Anharmonic phonon dynamics and the origin of ultralow lattice thermal conductivity in CuBiI₄: Implications for thermoelectric applications

Phonon quasiparticles and their anharmonic interactions govern heat transport in insulators. Accurate characterization of phonon frequencies and linewidths, especially beyond the quasiparticle approximation, is essential for understanding anharmonic effects and lattice thermal conductivity. Here, we investigate the anharmonic lattice dynamics and phonon transport in crystalline copper halides CuBiI₄ using the self-consistent phonon (SCPH) theory, combined with the Wigner transport formalism and the quasi-harmonic Green-Kubo method (QHGK). Results show that the three-phonon bubble self-energy substantially renormalizes the phonon dispersion, inducing strong mode-dependent broadening. Depending on strength of the anharmonic scattering, phonons exhibit particlelike, wavelike, or overdamped transport characteristics, with broadened states contributing additional coherent thermal transport channels.

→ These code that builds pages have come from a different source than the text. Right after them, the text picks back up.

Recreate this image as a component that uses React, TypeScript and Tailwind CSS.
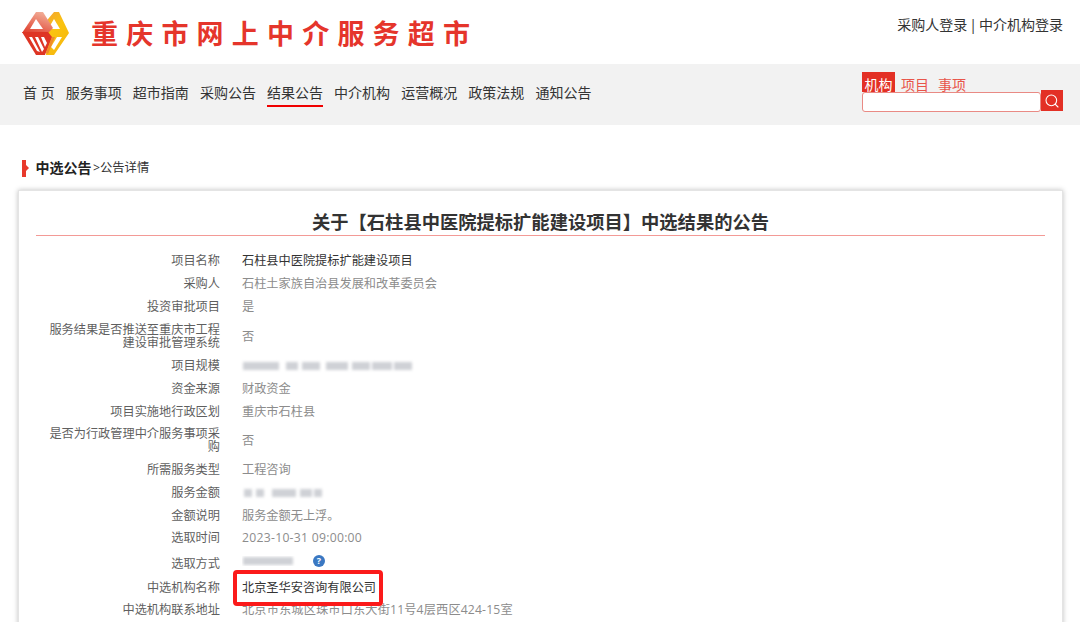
import { Search } from "lucide-react";

const navItems = ["首 页", "服务事项", "超市指南", "采购公告", "结果公告", "中介机构", "运营概况", "政策法规", "通知公告"];

const Blur = ({ bars }: { bars: [number, number][] }) => (
    <div className="relative h-[10px] w-[180px] blur-[1.8px]">
        {bars.map(([left, width]) => (
            <span key={left} className="absolute top-[1px] h-[8px] bg-[#cfd1d6]" style={{ left, width }} />
        ))}
    </div>
);

const Logo = () => (
    <svg width="50" height="46" viewBox="0 0 50 46" className="shrink-0">
        <defs>
            <linearGradient id="lr" x1="0.7" y1="0" x2="0.2" y2="1">
                <stop offset="0" stopColor="#f2b09a" />
                <stop offset="1" stopColor="#e0412f" />
            </linearGradient>
            <linearGradient id="ly" x1="0" y1="0" x2="0.6" y2="1">
                <stop offset="0" stopColor="#f2a03a" />
                <stop offset="0.5" stopColor="#fac30f" />
                <stop offset="1" stopColor="#f6b80f" />
            </linearGradient>
        </defs>
        <path d="M22 14 L33 1 L38 1 L48 22 L33 44 L25 44 L26 22 Z" fill="url(#ly)" />
        <path d="M33 8 L39 18 L27 18 Z" fill="#ffffff" />
        <path d="M15 1 L22 1 L32 17 L27 22 L1 22 Z" fill="url(#lr)" />
        <path d="M15 8 L22 18 L9 18 Z" fill="#ffffff" />
        <path d="M1 21 L27 21 L31 26 L24 44 L15 44 Z" fill="#de3524" />
        <path d="M8 26 L11 26 L19 41 L16 40 Z M14 26 L17 26 L23 38 L21 41 Z M20 26 L23 26 L26 32 L24 36 Z" fill="#ffffff" />
        <path d="M36 26 L41 26 L33 39 L30 36 Z" fill="#ffffff" />
        <path d="M31 26 L34 26 L27 43 L25 42 Z" fill="#f08a2a" />
    </svg>
);

type Row = { label: React.ReactNode; value: React.ReactNode; h: string; extra?: string };

const rows: Row[] = [
    { label: "项目名称", value: "石柱县中医院提标扩能建设项目", h: "h-[23px]", extra: "text-[#333]" },
    { label: "采购人", value: "石柱土家族自治县发展和改革委员会", h: "h-[23px]" },
    { label: "投资审批项目", value: "是", h: "h-[23px]" },
    { label: "服务结果是否推送至重庆市工程建设审批管理系统", value: "否", h: "h-[36px]" },
    { label: "项目规模", value: <Blur bars={[[1, 36], [44, 12], [60, 18], [84, 22], [110, 18], [130, 20], [152, 18]]} />, h: "h-[23px]" },
    { label: "资金来源", value: "财政资金", h: "h-[23px]" },
    { label: "项目实施地行政区划", value: "重庆市石柱县", h: "h-[22px]" },
    { label: "是否为行政管理中介服务事项采购", value: "否", h: "h-[36px]" },
    { label: "所需服务类型", value: "工程咨询", h: "h-[23px]" },
    { label: "服务金额", value: <Blur bars={[[2, 8], [14, 8], [30, 24], [58, 12], [72, 8]]} />, h: "h-[23px]" },
    { label: "金额说明", value: "服务金额无上浮。", h: "h-[22px]" },
    { label: "选取时间", value: "2023-10-31 09:00:00", h: "h-[23px]", extra: "tracking-[0.27px]" },
    {
        label: "选取方式",
        value: (
            <div className="flex items-center">
                <div className="-mt-[4px] w-[71px] overflow-hidden">
                    <Blur bars={[[1, 50]]} />
                </div>
                <span className="-mt-[5px] flex h-[12px] w-[12px] items-center justify-center rounded-full bg-[#3a78c2] text-[9px] font-bold leading-none text-white">?</span>
            </div>
        ),
        h: "h-[28px]",
    },
    {
        label: "中选机构名称",
        value: (
            <div className="relative text-[#333]">
                北京圣华安咨询有限公司
                <span className="absolute -bottom-[12px] -left-[9px] -top-[11px] w-[150px] rounded-[4px] border-[4px] border-[#fb1a1a]" />
            </div>
        ),
        h: "h-[20px]",
    },
    { label: "中选机构联系地址", value: "北京市东城区珠市口东大街11号4层西区424-15室", h: "h-[25px]", extra: "tracking-[0.15px]" },
];

export default function App() {
    return (
        <div className="h-[622px] w-[1080px] overflow-hidden bg-white font-['Open_Sans','Noto_Sans_CJK_SC',sans-serif] text-[#333]">
            <header className="flex h-[64px] justify-between pl-[21px] pr-[17px]">
                <div className="flex items-center pt-[3px]">
                    <Logo />
                    <h1 className="ml-[20px] text-[27px] font-semibold leading-none tracking-[8.2px] text-[#e5352b]">重庆市网上中介服务超市</h1>
                </div>
                <div className="pt-[15px] text-[14px] leading-[20px]">
                    采购人登录<span className="mx-[2px]">|</span>中介机构登录
                </div>
            </header>

            <nav className="flex h-[61px] items-start justify-between bg-[#f2f2f2] pl-[23px] pr-[17px]">
                <ul className="flex gap-[11.1px] pt-[18px]">
                    {navItems.map((item) => (
                        <li
                            key={item}
                            className={`h-[25px] text-[14px] leading-[22px] ${item === "结果公告" ? "border-b-[2px] border-[#f00000]" : ""}`}
                        >
                            {item}
                        </li>
                    ))}
                </ul>
                <div className="w-[201px] pt-[8px]">
                    <div className="flex h-[20px] gap-[6px] text-[14px] leading-[26px] text-[#e8554a]">
                        <span className="w-[33px] bg-[#e33025] text-center text-white">机构</span>
                        <span>项目</span>
                        <span className="ml-[3px]">事项</span>
                    </div>
                    <div className="flex items-start">
                        <div className="h-[20px] flex-1 rounded-[3px] border border-[#e98a84] bg-white" />
                        <button className="-mt-[2px] flex h-[21px] w-[22px] items-center justify-center bg-[#e33025]">
                            <Search size={16} strokeWidth={1.6} className="text-white" />
                        </button>
                    </div>
                </div>
            </nav>

            <div className="flex items-center pl-[22px] pt-[33px]">
                <span className="relative h-[17px] w-[4px] bg-[#e8392c]">
                    <span className="absolute left-[4px] top-[5px] border-y-[3.5px] border-l-[3px] border-y-transparent border-l-[#e8392c]" />
                </span>
                <span className="ml-[9.5px] text-[14px] font-bold leading-[20px] text-[#222]">中选公告</span>
                <span className="ml-[1.5px] text-[12.3px] leading-[20px]">&gt;公告详情</span>
            </div>

            <main className="ml-[18px] mr-[17px] mt-[12px] h-[480px] border border-[#e4e4e4] bg-white px-[17px] shadow-[0_0_5px_rgba(0,0,0,0.25)]">
                <h2 className="h-[45px] border-b border-[#f39a96] pt-[17px] text-center text-[18.3px] font-bold leading-[27px] text-[#333]">
                    关于【石柱县中医院提标扩能建设项目】中选结果的公告
                </h2>
                <div className="pt-[13px]">
                    {rows.map((row, i) => (
                        <div key={i} className={`flex items-center text-[12.2px] leading-[13px] ${row.h}`}>
                            <div className="ml-[12px] w-[172px] text-right text-[#5f5f5f]">{row.label}</div>
                            <div className={`ml-[22px] ${row.extra?.includes("#") ? "" : "text-[#8c8c8c]"} ${row.extra ?? ""}`}>{row.value}</div>
                        </div>
                    ))}
                </div>
            </main>
        </div>
    );
}
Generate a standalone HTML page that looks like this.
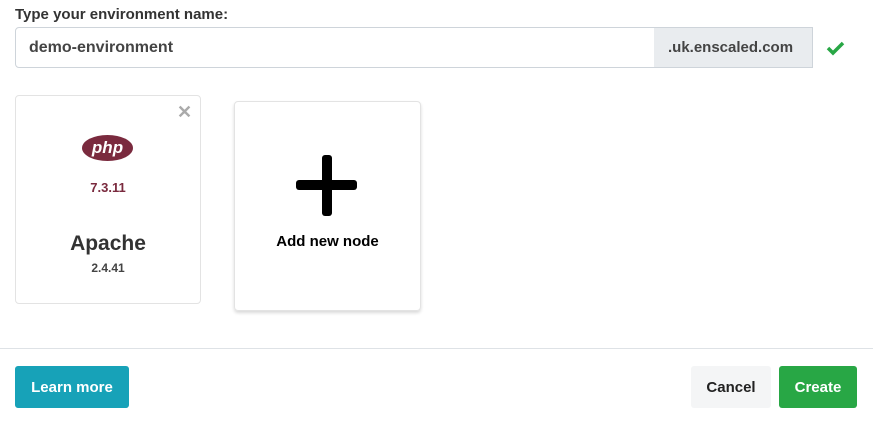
<!DOCTYPE html><html><head><style>
body{margin:0;width:873px;height:421px;background:#fff;font-family:"Liberation Sans",sans-serif;position:relative;overflow:hidden;color:#333}
.a{position:absolute}
</style></head><body>
<div class="a" style="left:15px;top:6px;font-size:15px;font-weight:bold;color:#333">Type your environment name:</div>
<div class="a" style="left:15px;top:27px;width:638px;height:39px;border:1px solid #ced4da;border-radius:4px 0 0 4px;"></div>
<div class="a" style="left:29px;top:39px;font-size:16px;font-weight:bold;color:#444">demo-environment</div>
<div class="a" style="left:654px;top:27px;width:159px;background:#e9ecef;border:1px solid #ced4da;border-left:none;box-sizing:border-box;height:41px"></div>
<div class="a" style="left:668px;top:39px;font-size:15px;font-weight:bold;color:#444">.uk.enscaled.com</div>
<svg class="a" style="left:825px;top:39px" width="22" height="18"><path d="M3 9l5 5 10-10" stroke="#28a745" stroke-width="3.5" fill="none"/></svg>
<div class="a" style="left:15px;top:95px;width:184px;height:207px;border:1px solid #e3e3e3;border-radius:4px"></div>
<div class="a" style="left:177px;top:102px;font-size:18px;font-weight:bold;color:#aaa">✕</div>
<div class="a" style="left:82px;top:135px;width:51px;height:26px;border-radius:50%;background:#7a2a3e;color:#fff;font-size:17px;font-weight:bold;font-style:italic;text-align:center;line-height:25px">php</div>
<div class="a" style="left:15px;top:180px;width:186px;text-align:center;font-size:13px;font-weight:bold;color:#7a2a3e">7.3.11</div>
<div class="a" style="left:15px;top:232px;width:186px;text-align:center;font-size:21px;font-weight:bold;color:#333">Apache</div>
<div class="a" style="left:15px;top:261px;width:186px;text-align:center;font-size:12px;font-weight:bold;color:#444">2.4.41</div>
<div class="a" style="left:234px;top:101px;width:185px;height:208px;border:1px solid #e3e3e3;border-radius:4px;box-shadow:0 2px 3px rgba(0,0,0,.15)"></div>
<div class="a" style="left:322px;top:155px;width:10px;height:61px;background:#000;border-radius:3px"></div>
<div class="a" style="left:296px;top:180px;width:61px;height:10px;background:#000;border-radius:3px"></div>
<div class="a" style="left:234px;top:233px;width:187px;text-align:center;font-size:15px;font-weight:bold;color:#000">Add new node</div>
<div class="a" style="left:0;top:348px;width:873px;height:1px;background:#dee2e6"></div>
<div class="a" style="left:15px;top:366px;width:114px;height:42px;background:#17a2b8;border-radius:3px;color:#fff;font-weight:bold;font-size:15px;text-align:center;line-height:43px">Learn more</div>
<div class="a" style="left:691px;top:366px;width:80px;height:42px;background:#f4f5f6;border-radius:3px;color:#222;font-weight:bold;font-size:15px;text-align:center;line-height:43px">Cancel</div>
<div class="a" style="left:779px;top:366px;width:78px;height:42px;background:#28a745;border-radius:3px;color:#fff;font-weight:bold;font-size:15px;text-align:center;line-height:43px">Create</div>
</body></html>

We establish a consistent description of the overdamped phonon self-energy and advance the microscopic understanding of the strongly anharmonic phonon thermal transport in CuBiI₄. Overdamped phonon modes significantly hinder the lattice thermal transport by reducing phonon lifetimes. However, the still well-defined phonon dispersions mitigate carrier scattering induced by the local structural disorder. Anisotropic electrical transport properties are obtained by considering polar and non-polar electroacoustic coupling and ionized impurity scattering mechanisms. Upon electron doping, the thermoelectric figure of merit of n-type CuBiI₄ reaches 2.25 at 800 K.